Towarzysze odpoczywają, a ja pracuję normalnie w przychodni oraz jako "ordynator" w izbie lekarskiej zwanej oddziałem wewnętrznym (bez lekarza dyżurnego). Czasami "cwani" lekarze zostawiają tam ciężko chorych (np. z podejrzeniem zawału serca). Co odpowiesz prokuratorowi na zapytanie: dlaczego zgodził się pan na taką pracę?
W katolickim pr. radiowo-telewizyjnym kapłan mówił o imieninach biskupa, a nie wspomniał o Fatimie! "Jezu mój! Jezu! Jakże człowiek jest słaby...jak to jest u innych, w tym u kapłanów z małą wiarą?"
Wierz mi, ze jest to straszliwy bój - to agonistyka duchowa.
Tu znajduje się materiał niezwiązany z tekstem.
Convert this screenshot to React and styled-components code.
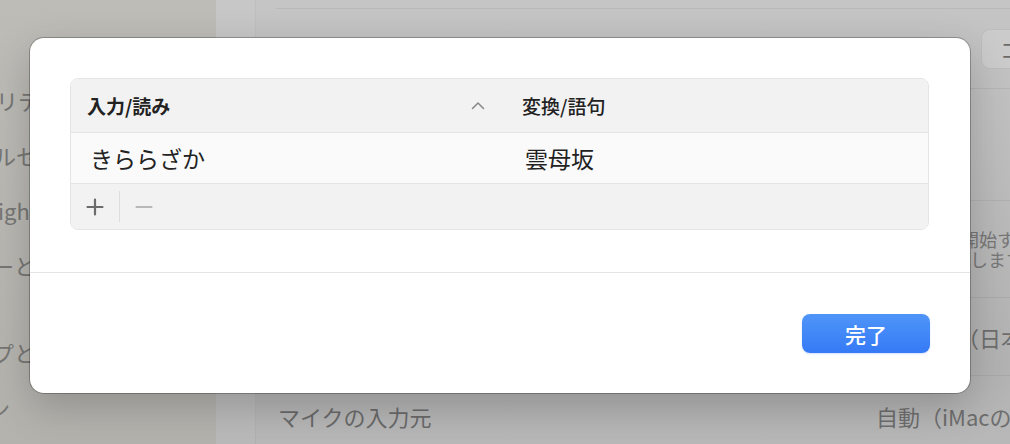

Zawołałem do Matki, aby sprawiła odejście demona, bo wciskał mi kolegę z dyżuru oraz kapłana przejętego imieninami biskupa. W tym czasie padną słowa o Jezusie nękanym przez faryzeuszy. "Jezu mój, ja wiem, że mam być czysty od środka! Ja przecież jestem Twoim pomocnikiem...pomocnikiem Ciebie, Dobrego Pasterza!"
Św. Hostia w intencji "nie wierzących w Objawienia Matki Bożej i czekających na znaki". Padłem na kolana i wytrwałem do końca Mszy św. oraz przez cały Różaniec! Podziękowałem nawet...za dar klęczenia przed Panem Jezusem. Nagle uniosłem głowę i stwierdziłem, że przed ołtarzem bocznym klęczy żona: "och, tak...to przecież jej zasługa...na pewno przez wiele lat wołała o moje nawrócenie!"
Koniec dnia duchowego. Radość w sercu, lekko żartuję. Radość tym większa, że kapłan wspomniał o Fatimie...nawet przypomniał, że właśnie przed rokiem przybyła do naszego bloku Matka Najświętsza. Uradowałem się, ponieważ płonie tam teraz mój znicz!
Telewizja, kolacja, butelka. Radość Boża daje także rozluźnienie i to nas gubi, przecież dzisiaj powinienem trwać na modlitwach i wołaniach do Matki!